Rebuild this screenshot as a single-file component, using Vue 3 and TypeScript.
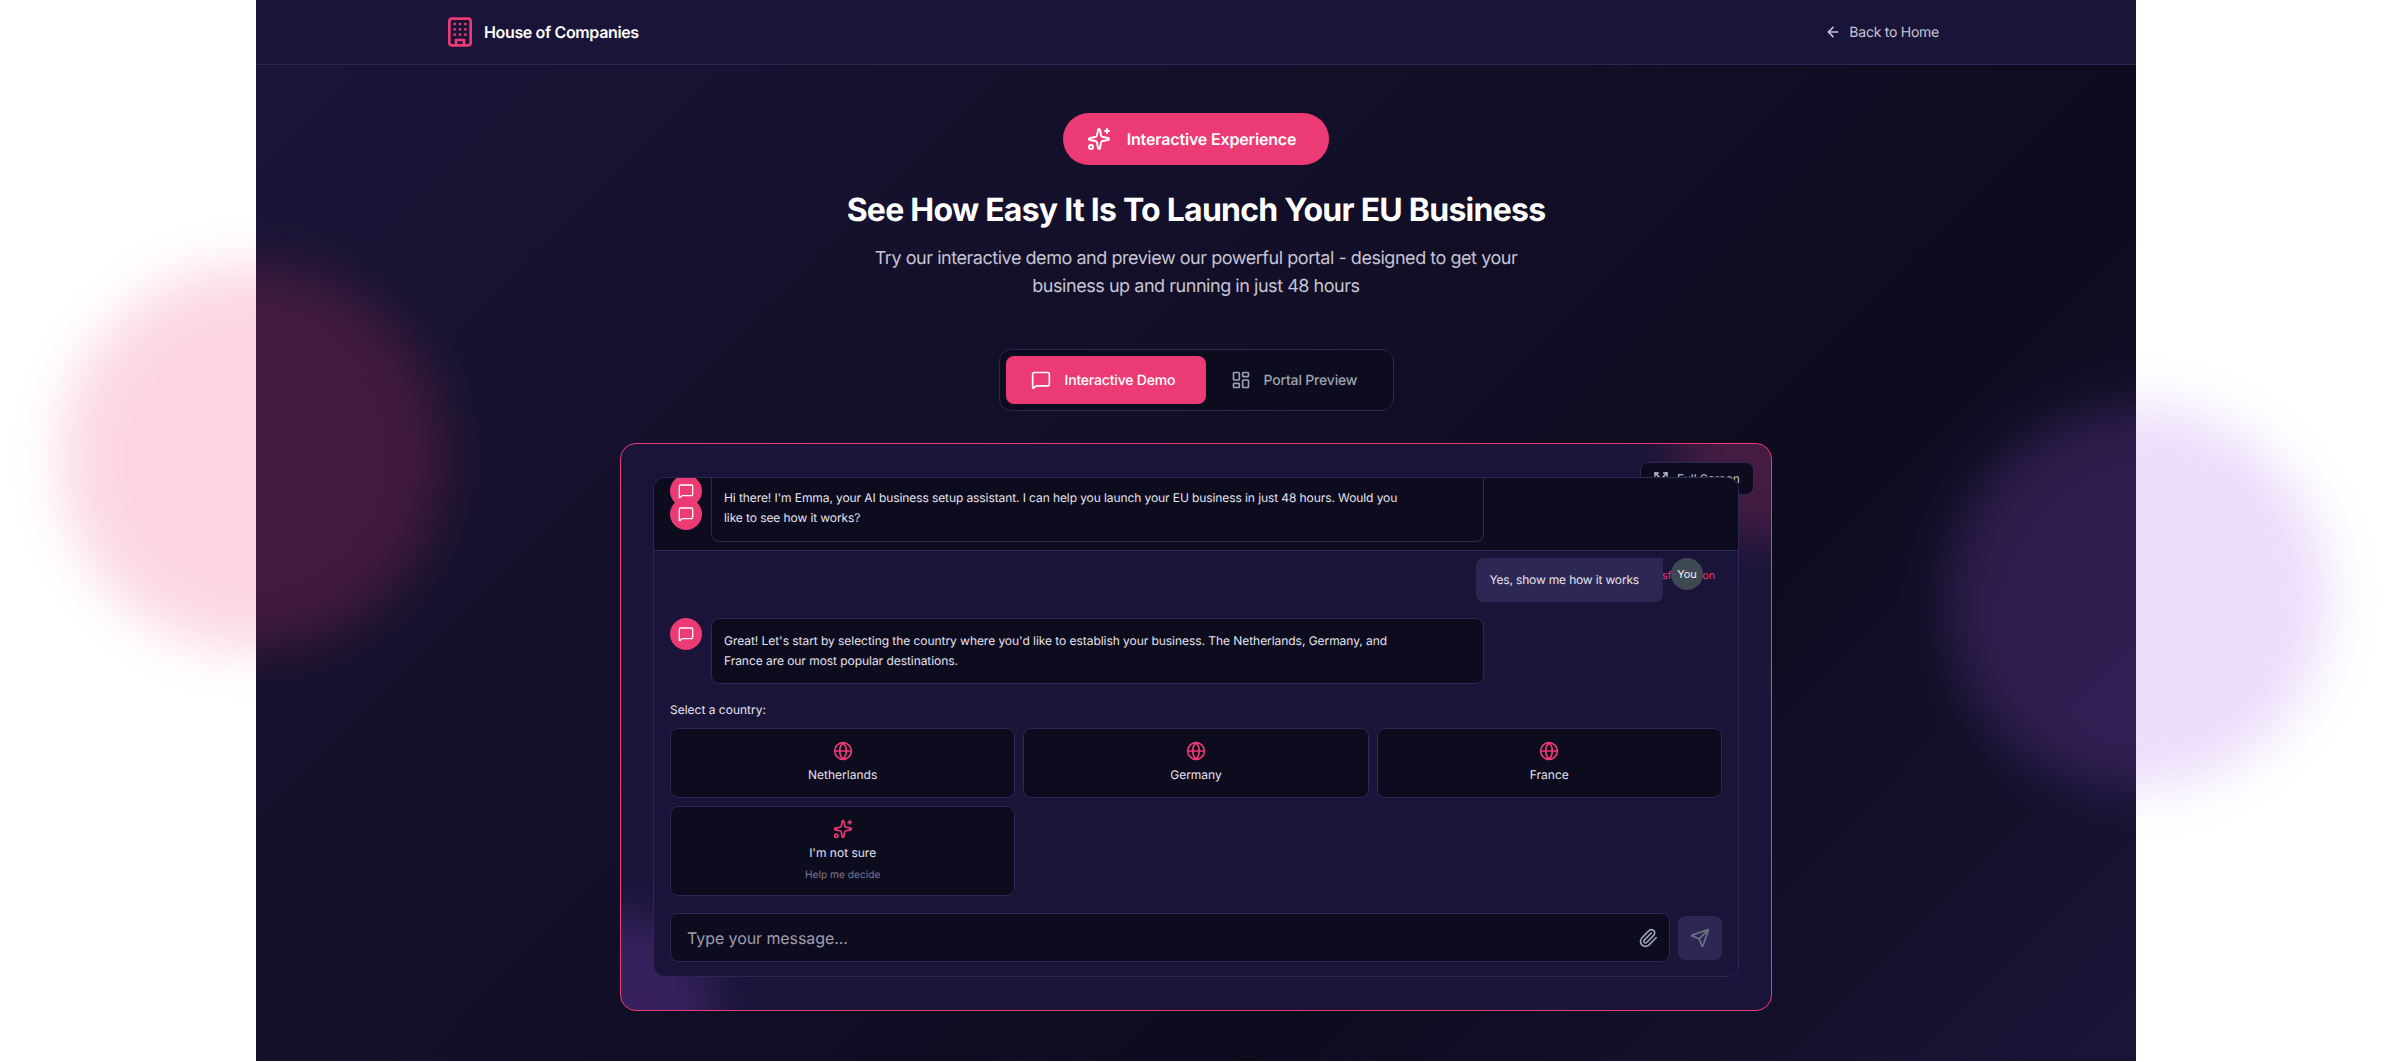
<script setup lang="ts">
const countries: string[] = ['Netherlands', 'Germany', 'France']
</script>

<template>
  <div class="page">
    <div class="blob blob-pink"></div>
    <div class="blob blob-purple"></div>
    <div class="main">
      <header class="topbar">
        <div class="topbar-inner">
          <div class="brand">
            <svg class="ic-32" viewBox="0 0 24 24" fill="none" stroke="#ec3a74" stroke-width="2" stroke-linecap="round" stroke-linejoin="round"><rect width="16" height="20" x="4" y="2" rx="2" ry="2"/><path d="M9 22v-4h6v4"/><path d="M8 6h.01"/><path d="M16 6h.01"/><path d="M12 6h.01"/><path d="M12 10h.01"/><path d="M12 14h.01"/><path d="M16 10h.01"/><path d="M16 14h.01"/><path d="M8 10h.01"/><path d="M8 14h.01"/></svg>
            <span>House of Companies</span>
          </div>
          <a class="back">
            <svg class="ic-16" viewBox="0 0 24 24" fill="none" stroke="currentColor" stroke-width="2.4" stroke-linecap="round" stroke-linejoin="round"><path d="m12 19-7-7 7-7"/><path d="M19 12H5"/></svg>
            <span>Back to Home</span>
          </a>
        </div>
      </header>

      <section class="hero">
        <div class="badge">
          <svg class="ic-24" viewBox="0 0 24 24" fill="none" stroke="currentColor" stroke-width="2" stroke-linecap="round" stroke-linejoin="round"><path d="M11.017 2.814a1 1 0 0 1 1.966 0l1.051 5.558a2 2 0 0 0 1.594 1.594l5.558 1.051a1 1 0 0 1 0 1.966l-5.558 1.051a2 2 0 0 0-1.594 1.594l-1.051 5.558a1 1 0 0 1-1.966 0l-1.051-5.558a2 2 0 0 0-1.594-1.594l-5.558-1.051a1 1 0 0 1 0-1.966l5.558-1.051a2 2 0 0 0 1.594-1.594z"/><path d="M20 2v4"/><path d="M22 4h-4"/><circle cx="4" cy="20" r="2"/></svg>
          <span>Interactive Experience</span>
        </div>
        <h1>See How Easy It Is To Launch Your EU Business</h1>
        <p>Try our interactive demo and preview our powerful portal - designed to get your business up and running in just 48 hours</p>

        <div class="tabs">
          <button class="tab tab-demo active">
            <svg class="ic-20" viewBox="0 0 24 24" fill="none" stroke="currentColor" stroke-width="2" stroke-linecap="round" stroke-linejoin="round"><path d="M22 17a2 2 0 0 1-2 2H6.828a2 2 0 0 0-1.414.586l-2.202 2.202A.71.71 0 0 1 2 21.286V5a2 2 0 0 1 2-2h16a2 2 0 0 1 2 2z"/></svg>
            <span>Interactive Demo</span>
          </button>
          <button class="tab tab-portal">
            <svg class="ic-20" viewBox="0 0 24 24" fill="none" stroke="currentColor" stroke-width="2" stroke-linecap="round" stroke-linejoin="round"><rect width="7" height="9" x="3" y="3" rx="1"/><rect width="7" height="5" x="14" y="3" rx="1"/><rect width="7" height="9" x="14" y="12" rx="1"/><rect width="7" height="5" x="3" y="16" rx="1"/></svg>
            <span>Portal Preview</span>
          </button>
        </div>
      </section>

      <section class="card">
        <div class="glow glow-pink"></div>
        <div class="glow glow-purple"></div>
        <button class="fullscreen">
          <svg class="ic-16" viewBox="0 0 24 24" fill="none" stroke="currentColor" stroke-width="2" stroke-linecap="round" stroke-linejoin="round"><path d="m15 15 6 6"/><path d="m15 9 6-6"/><path d="M21 16v5h-5"/><path d="M21 8V3h-5"/><path d="M3 16v5h5"/><path d="m3 21 6-6"/><path d="M3 8V3h5"/><path d="M9 9 3 3"/></svg>
          <span>Full Screen</span>
        </button>

        <div class="chat">
          <div class="pinned">
            <div class="avatars">
              <div class="avatar">
                <svg class="ic-16" viewBox="0 0 24 24" fill="none" stroke="currentColor" stroke-width="2" stroke-linecap="round" stroke-linejoin="round"><path d="M22 17a2 2 0 0 1-2 2H6.828a2 2 0 0 0-1.414.586l-2.202 2.202A.71.71 0 0 1 2 21.286V5a2 2 0 0 1 2-2h16a2 2 0 0 1 2 2z"/></svg>
              </div>
              <div class="avatar over">
                <svg class="ic-16" viewBox="0 0 24 24" fill="none" stroke="currentColor" stroke-width="2" stroke-linecap="round" stroke-linejoin="round"><path d="M22 17a2 2 0 0 1-2 2H6.828a2 2 0 0 0-1.414.586l-2.202 2.202A.71.71 0 0 1 2 21.286V5a2 2 0 0 1 2-2h16a2 2 0 0 1 2 2z"/></svg>
              </div>
            </div>
            <div class="bubble bubble-top">Hi there! I'm Emma, your AI business setup assistant. I can help you launch your EU business in just 48 hours. Would you like to see how it works?</div>
          </div>

          <div class="body">
            <div class="restart">Your Transformation</div>
            <div class="user-row">
              <div class="user-bubble">Yes, show me how it works</div>
              <div class="you">You</div>
            </div>
            <div class="bot-row">
              <div class="avatar">
                <svg class="ic-16" viewBox="0 0 24 24" fill="none" stroke="currentColor" stroke-width="2" stroke-linecap="round" stroke-linejoin="round"><path d="M22 17a2 2 0 0 1-2 2H6.828a2 2 0 0 0-1.414.586l-2.202 2.202A.71.71 0 0 1 2 21.286V5a2 2 0 0 1 2-2h16a2 2 0 0 1 2 2z"/></svg>
              </div>
              <div class="bubble">Great! Let's start by selecting the country where you'd like to establish your business. The Netherlands, Germany, and France are our most popular destinations.</div>
            </div>
            <div class="select-label">Select a country:</div>
            <div class="options">
              <button v-for="c in countries" :key="c" class="option">
                <svg class="ic-20 pink" viewBox="0 0 24 24" fill="none" stroke="currentColor" stroke-width="2" stroke-linecap="round" stroke-linejoin="round"><circle cx="12" cy="12" r="10"/><path d="M12 2a14.5 14.5 0 0 0 0 20 14.5 14.5 0 0 0 0-20"/><path d="M2 12h20"/></svg>
                <span>{{ c }}</span>
              </button>
              <button class="option">
                <svg class="ic-20 pink" viewBox="0 0 24 24" fill="none" stroke="currentColor" stroke-width="2" stroke-linecap="round" stroke-linejoin="round"><path d="M11.017 2.814a1 1 0 0 1 1.966 0l1.051 5.558a2 2 0 0 0 1.594 1.594l5.558 1.051a1 1 0 0 1 0 1.966l-5.558 1.051a2 2 0 0 0-1.594 1.594l-1.051 5.558a1 1 0 0 1-1.966 0l-1.051-5.558a2 2 0 0 0-1.594-1.594l-5.558-1.051a1 1 0 0 1 0-1.966l5.558-1.051a2 2 0 0 0 1.594-1.594z"/><path d="M20 2v4"/><path d="M22 4h-4"/><circle cx="4" cy="20" r="2"/></svg>
                <span>I'm not sure</span>
                <small>Help me decide</small>
              </button>
            </div>
          </div>

          <div class="composer">
            <div class="input">
              <span>Type your message...</span>
              <svg class="ic-20 clip" viewBox="0 0 24 24" fill="none" stroke="currentColor" stroke-width="2" stroke-linecap="round" stroke-linejoin="round"><path d="m16 6-8.414 8.586a2 2 0 0 0 2.829 2.829l8.414-8.586a4 4 0 1 0-5.657-5.657l-8.379 8.551a6 6 0 1 0 8.485 8.485l8.379-8.551"/></svg>
            </div>
            <button class="send">
              <svg class="ic-20" viewBox="0 0 24 24" fill="none" stroke="currentColor" stroke-width="2" stroke-linecap="round" stroke-linejoin="round"><path d="M14.536 21.686a.5.5 0 0 0 .937-.024l6.5-19a.496.496 0 0 0-.635-.635l-19 6.5a.5.5 0 0 0-.024.937l7.93 3.18a2 2 0 0 1 1.112 1.11z"/><path d="m21.854 2.147-10.94 10.939"/></svg>
            </button>
          </div>
        </div>
      </section>
    </div>
  </div>
</template>

<style>
html, body { margin: 0; background: #fff; }
</style>

<style scoped>
.page {
  position: relative;
  height: 1062px;
  overflow: hidden;
  background: #fff;
  font-family: Inter, "Liberation Sans", sans-serif;
  text-rendering: geometricPrecision;
}
.ic-16, .ic-20, .ic-24, .ic-32 { display: block; flex: none; }
.ic-16 { width: 16px; height: 16px; }
.ic-20 { width: 20px; height: 20px; }
.ic-24 { width: 24px; height: 24px; }
.ic-32 { width: 32px; height: 32px; }
.pink { color: #ec3a74; }

.main {
  width: 1880px;
  height: 1061px;
  margin: 0 auto;
  background: linear-gradient(135deg, #1a1538 0%, #0d0b1e 70%, #1a1538 100%);
}
.blob {
  position: absolute;
  z-index: 3;
  width: 384px;
  height: 384px;
  border-radius: 50%;
  filter: blur(26px);
  opacity: 0.2;
  pointer-events: none;
}
.blob-pink { left: 61px; top: 266px; background: #ec3a74; }
.blob-purple { left: 1945px; top: 405px; background: #a05ce8; }

.topbar {
  height: 64px;
  background: #1a1538;
  border-bottom: 1px solid #2d2755;
}
.topbar-inner {
  width: 1504px;
  height: 64px;
  margin: 0 auto;
  display: flex;
  align-items: center;
  justify-content: space-between;
}
.brand {
  display: flex;
  align-items: center;
  gap: 8px;
  color: #fff;
  font-size: 16px;
  font-weight: 600;
  letter-spacing: -0.36px;
}
.back {
  display: flex;
  align-items: center;
  gap: 8px;
  padding-right: 9px;
  color: #c7c4d4;
  font-size: 14px;
  letter-spacing: -0.25px;
}

.hero {
  display: flex;
  flex-direction: column;
  align-items: center;
  padding-top: 48px;
}
.badge {
  height: 52px;
  box-sizing: border-box;
  display: flex;
  align-items: center;
  gap: 16px;
  padding: 0 33px 0 24px;
  border-radius: 26px;
  background: #ec3a74;
  color: #fff;
  font-size: 16px;
  font-weight: 600;
  letter-spacing: -0.17px;
}
h1 {
  margin: 25px 0 0;
  color: #fff;
  font-size: 32px;
  line-height: 40px;
  font-weight: 700;
  letter-spacing: -0.75px;
}
.hero p {
  width: 672px;
  margin: 15px 0 0;
  color: #c7c4d4;
  font-size: 18px;
  line-height: 28px;
  letter-spacing: -0.46px;
  text-align: center;
}
.tabs {
  margin-top: 48px;
  display: flex;
  padding: 6px;
  border: 1px solid #2d2755;
  border-radius: 12px;
  background: #0d0b1e;
}
.tab {
  box-sizing: border-box;
  height: 48px;
  display: flex;
  align-items: center;
  gap: 14px;
  padding: 0 0 0 25px;
  border: 0;
  border-radius: 8px;
  background: transparent;
  color: #9ca3af;
  font: 500 14px Inter, sans-serif;
  letter-spacing: -0.18px;
  text-rendering: geometricPrecision;
}
.tab-demo { width: 200px; }
.tab-portal { width: 181px; gap: 13px; }
.tab.active { background: #ec3a74; color: #fff; }

.card {
  position: relative;
  box-sizing: border-box;
  width: 1152px;
  height: 568px;
  margin: 32px auto 0;
  padding: 33px 32px 32px;
  overflow: hidden;
  border: 1px solid #ec3a74;
  border-radius: 16px;
  background: #1a1538;
}
.glow {
  position: absolute;
  width: 192px;
  height: 192px;
  border-radius: 50%;
  filter: blur(24px);
  opacity: 0.2;
}
.glow-pink { top: -96px; right: -96px; background: #ec3a74; }
.glow-purple { bottom: -96px; left: -96px; background: #a855f7; }
.fullscreen {
  position: absolute;
  top: 18px;
  right: 17px;
  box-sizing: border-box;
  width: 114px;
  height: 33px;
  display: flex;
  align-items: center;
  gap: 8px;
  padding: 0 0 0 12px;
  border: 1px solid #2d2755;
  border-radius: 8px;
  background: #0d0b1e;
  color: #c7c4d4;
  font: 12px Inter, sans-serif;
  text-rendering: geometricPrecision;
}

.chat {
  position: relative;
  box-sizing: border-box;
  height: 500px;
  display: flex;
  flex-direction: column;
  overflow: hidden;
  border: 1px solid #2d2755;
  border-radius: 12px;
}
.pinned {
  flex: none;
  height: 73px;
  box-sizing: border-box;
  display: flex;
  gap: 9px;
  padding: 0 16px;
  background: #0d0b1e;
  border-bottom: 1px solid #2d2755;
}
.avatars { width: 32px; flex: none; margin-top: -3px; }
.avatar {
  width: 32px;
  height: 32px;
  flex: none;
  display: flex;
  align-items: center;
  justify-content: center;
  border-radius: 50%;
  background: #ec3a74;
  color: #fff;
}
.avatar.over { margin-top: -9px; }
.bubble {
  box-sizing: border-box;
  width: 773px;
  padding: 12px 72px 12px 12px;
  border: 1px solid #2d2755;
  border-radius: 8px;
  background: #0d0b1e;
  color: #e5e3ee;
  font-size: 12px;
  line-height: 20px;
  letter-spacing: -0.05px;
}
.bubble-top {
  height: 65px;
  margin-top: -1px;
  border-top: 0;
  border-radius: 0 0 8px 8px;
  padding-top: 11px;
  letter-spacing: -0.09px;
}
.body {
  flex: 1;
  min-height: 0;
  position: relative;
  box-sizing: border-box;
  padding: 7px 16px 0;
  display: flex;
  flex-direction: column;
  background: #1a1538;
}
.restart {
  position: absolute;
  top: 17px;
  right: 23px;
  color: #ec3a74;
  font-size: 10.5px;
  line-height: 16px;
}
.user-row {
  position: relative;
  display: flex;
  justify-content: flex-end;
  gap: 8px;
  margin-right: 19px;
}
.user-bubble {
  box-sizing: border-box;
  height: 44px;
  padding: 12px 24px 12px 13px;
  border-radius: 8px 0 8px 8px;
  background: #2d2755;
  color: #e5e3ee;
  font-size: 12px;
  line-height: 20px;
  letter-spacing: -0.17px;
}
.you {
  width: 32px;
  height: 32px;
  display: flex;
  align-items: center;
  justify-content: center;
  border-radius: 50%;
  background: #3e4853;
  color: #f1f1f4;
  font-size: 11px;
}
.bot-row { display: flex; gap: 9px; margin-top: 16px; }
.select-label {
  margin-top: 16px;
  color: #e5e3ee;
  font-size: 12px;
  line-height: 20px;
}
.options {
  margin-top: 8px;
  display: grid;
  grid-template-columns: repeat(3, 1fr);
  gap: 8px;
}
.option {
  box-sizing: border-box;
  display: flex;
  flex-direction: column;
  align-items: center;
  gap: 4px;
  padding: 12px;
  border: 1px solid #2d2755;
  border-radius: 8px;
  background: #0d0b1e;
  color: #e5e3ee;
  font: 12px/20px Inter, sans-serif;
  text-rendering: geometricPrecision;
}
.option small { color: #7c7990; font-size: 10.2px; line-height: 16px; }
.composer {
  flex: none;
  display: flex;
  align-items: center;
  gap: 8px;
  padding: 0 16px 14px;
  background: #1a1538;
}
.input {
  flex: 1;
  height: 49px;
  box-sizing: border-box;
  display: flex;
  align-items: center;
  justify-content: space-between;
  padding: 0 11px 0 16px;
  border: 1px solid #2d2755;
  border-radius: 8px;
  background: #0d0b1e;
  color: #a09eae;
  font-size: 16px;
  letter-spacing: -0.08px;
}
.clip { color: #9ca3af; }
.send {
  width: 44px;
  height: 44px;
  display: flex;
  align-items: center;
  justify-content: center;
  padding: 0;
  border: 0;
  border-radius: 8px;
  background: #2d2755;
  color: #6b7280;
}
</style>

========

[Requirement] From the first line above through the line containing "<p>Try our interactive", copy everything exactly, without the pictures.

[Answer to the task]
Rebuild this screenshot as a single-file component, using Vue 3 and TypeScript.
<script setup lang="ts">
const countries: string[] = ['Netherlands', 'Germany', 'France']
</script>

<template>
  <div class="page">
    <div class="blob blob-pink"></div>
    <div class="blob blob-purple"></div>
    <div class="main">
      <header class="topbar">
        <div class="topbar-inner">
          <div class="brand">
            <svg class="ic-32" viewBox="0 0 24 24" fill="none" stroke="#ec3a74" stroke-width="2" stroke-linecap="round" stroke-linejoin="round"><rect width="16" height="20" x="4" y="2" rx="2" ry="2"/><path d="M9 22v-4h6v4"/><path d="M8 6h.01"/><path d="M16 6h.01"/><path d="M12 6h.01"/><path d="M12 10h.01"/><path d="M12 14h.01"/><path d="M16 10h.01"/><path d="M16 14h.01"/><path d="M8 10h.01"/><path d="M8 14h.01"/></svg>
            <span>House of Companies</span>
          </div>
          <a class="back">
            <svg class="ic-16" viewBox="0 0 24 24" fill="none" stroke="currentColor" stroke-width="2.4" stroke-linecap="round" stroke-linejoin="round"><path d="m12 19-7-7 7-7"/><path d="M19 12H5"/></svg>
            <span>Back to Home</span>
          </a>
        </div>
      </header>

      <section class="hero">
        <div class="badge">
          <svg class="ic-24" viewBox="0 0 24 24" fill="none" stroke="currentColor" stroke-width="2" stroke-linecap="round" stroke-linejoin="round"><path d="M11.017 2.814a1 1 0 0 1 1.966 0l1.051 5.558a2 2 0 0 0 1.594 1.594l5.558 1.051a1 1 0 0 1 0 1.966l-5.558 1.051a2 2 0 0 0-1.594 1.594l-1.051 5.558a1 1 0 0 1-1.966 0l-1.051-5.558a2 2 0 0 0-1.594-1.594l-5.558-1.051a1 1 0 0 1 0-1.966l5.558-1.051a2 2 0 0 0 1.594-1.594z"/><path d="M20 2v4"/><path d="M22 4h-4"/><circle cx="4" cy="20" r="2"/></svg>
          <span>Interactive Experience</span>
        </div>
        <h1>See How Easy It Is To Launch Your EU Business</h1>
        <p>Try our interactive demo and preview our powerful portal - designed to get your business up and running in just 48 hours</p>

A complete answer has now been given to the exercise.